The air quality alert persists in the Green Mountain State through midnight tonight. Other areas around the Great Lakes, the Northeast, parts of Texas, and of course Canada also remain under these alerts.
Writing in Facebook, WCAX-TV meteorologist Gunnar Consul said the air quality index in Burlington was reported as low as 141 Monday, the second worst this year and the fifth worst on record since 2000.
Spending four hours outdoors Monday in Vermont was the equivalent of smoking half a cigarette, Consul wrote.
The smoke is still around today, and will be for awhile yet.
A weak cold front has temporarily improved the air quality right along the Canadian border early this morning, where the air quality was regarded as "moderate." And I mean right along and north of the border. Outside my St. Albans house, 15 or so miles south of the border, it was still awfully hazy out as I wrote this around 7 a.m. today.
Elsewhere in and near Vermont, it was still "unhealthy for sensitive groups."
VERMONT FORECAST
The air will stay bad region wide today and tomorrow. For now, there' s no new smoke blowing in from Canada. But the air that's over us isn't going anywhere. The air will very slowly improve over the next two or three days only because all those tiny smoke particles that are getting in our lungs are slowly falling out of the sky. There is no wind to push the smoky air away.
We're in kind of a holding pattern while strong high pressure pretty much stalls over Quebec and New England through Thursday.
Aside from the smoke, this weirdly strong for August high pressure system has kept temperatures around here pretty comfortable. Readings for the past few days have been close to normal for this time of year and will pretty much remain that way through Thursday.
Reasonable humidity has also allowed nights to cool off comfortably. It was in the 50s to near 60 at dawn again today. Expect the same tomorrow morning and maybe Thursday morning, too. Today might actually be a couple degrees cooler than the low 80s we saw Monday.

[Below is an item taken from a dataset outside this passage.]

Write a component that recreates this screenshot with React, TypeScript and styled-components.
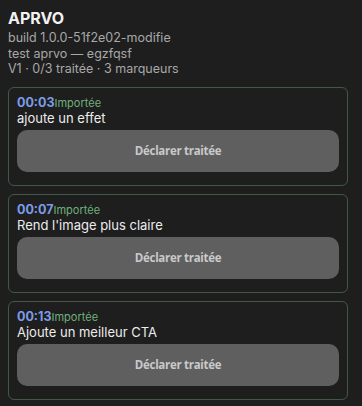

That very weak cold front that staggered unnoticed into Vermont yesterday is still around and fading. Its remnants and a bit of atmospheric moisture that found its way in from the Atlantic Ocean means there should be a few widely scattered showers and garden variety thunderstorms every afternoon today through Thursday.
We could all use the rain, but the vast majority of us will get nothing. A very few lucky devils, especially near the Green Mountains of Vermont, White Mountains of New Hampshire and the Adirondacks could get a brief downpour. A few more of us could see sprinkles from dying showers moving off the mountains.
Overall, though, the rather high forest fire danger will continue on.
LATE WEEK/WEEKEND
That strong high pressure that's hanging around us will move offshore by the end of the week. That opens the door to a blast of hot air that will come in from the southwest. Temperatures could flirt with 90 degrees Friday in the warmest valleys.
Ninety degree temperatures look even more widespread Saturday, Sunday and probably Monday. If anything, that high pressure will strengthen further, which would mostly shut off any chances of scattered showers and storms, despite slowly increasing humidity.
The next chance of rain at all looks to be next Tuesday. The forecast could change, but I'm not impressed by what's coming Tuesday, so I don't expect a lot of rain. I'm also doubting that thing on Tuesday will cool us off all that much.